Can you share a real client example from your files?
Advertisers aren’t seeing value from a 320 by 50 mobile ad unit. There’s serious banner blindness going on and you can’t really position anything from a messaging perspective on something that small.
As a company, we’re tasked with taking content and making it more digestible on small screens. But we hang our hat on top-of-the-funnel brand awareness, not direct response. We’re not an app install-style solution.
A good example of that is the campaign we built for Macy’s, which won [Bronze at] the Smarties [in 2014]. It involved a cool, custom rich-media unit for tablet devices. Basically, we created a lookbook. We took images from a high-impact Macy’s photoshoot and replicated them in a way that worked for mobile.
Apple recently announced record revenue for its developers. It seems like that’ll spur more spend to drive more installs. Things seem to be going well now, but is there an app bubble and will it burst or at the very least plateau?

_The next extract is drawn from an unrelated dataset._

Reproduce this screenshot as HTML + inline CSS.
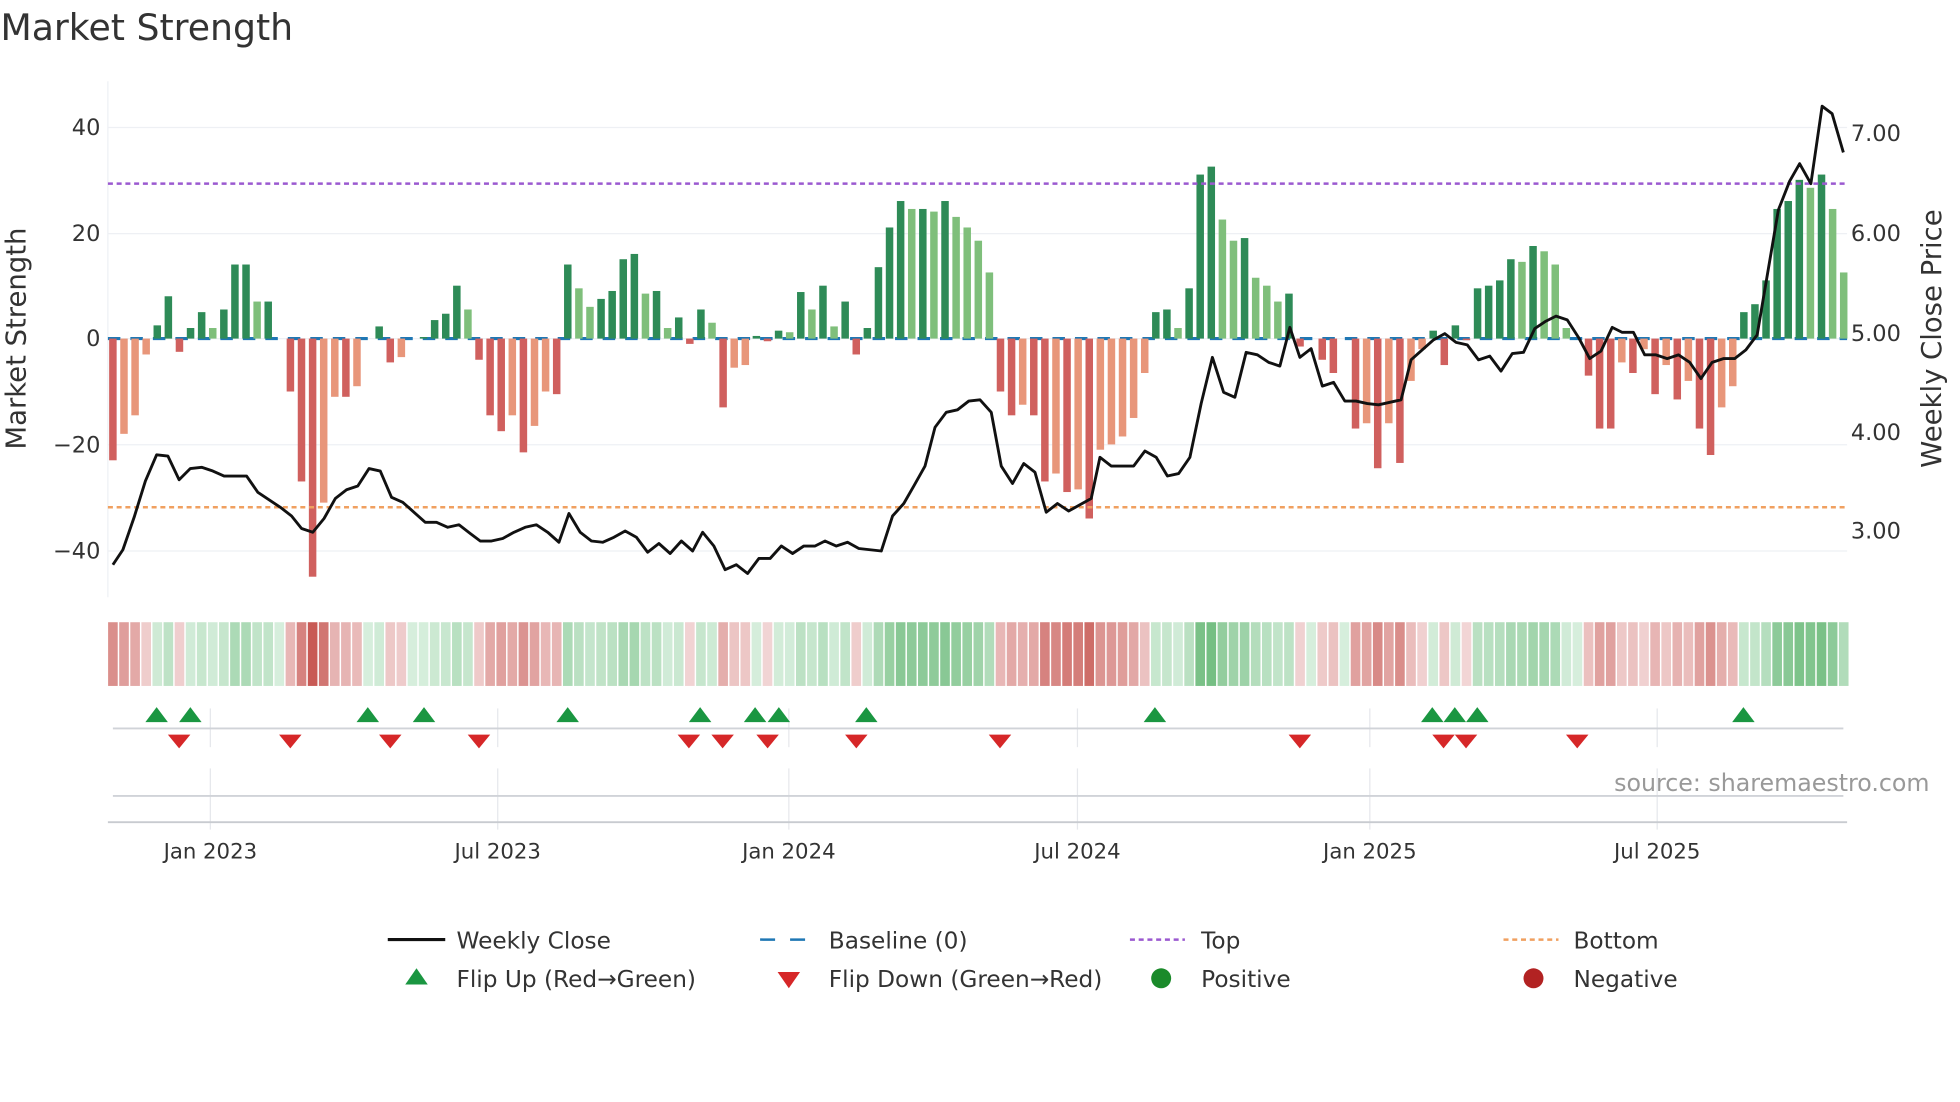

It’s hard to say, but if you look at the data, Nielsen found that people were using an average of 23 apps per month in 2011. By Q4 2013, that number hadn’t changed very much, increasing by only an app or two.
That speaks to the question: How many apps can a human actually use on a monthly basis? Even in the gaming space, you see game companies that have huge spikes and unbelievable runs over a couple of quarters or a year – and then there’s the fallout factor. People delete one game and move onto the next cool one that comes up. It’s somewhat of a vicious cycle. PadSquad has simply decided to attach ourselves to a different problem in the industry.
Google recently announced that it’s testing mobile-friendly tags. What are your thoughts?
More and more digital publishers are seeing their readers come to their content via mobile devices. Search referrals are a huge part of that.
We see Google announcing that they’re going to start labeling search results based on whether they’re mobile-friendly or not as a precursor to a future where that label will become part of their algorithm. When that happens, it could mean that content that performs better on mobile will be ranked better in the search results.
Search wouldn’t just be about metadata and SEO – it would be about mobile-friendliness, too.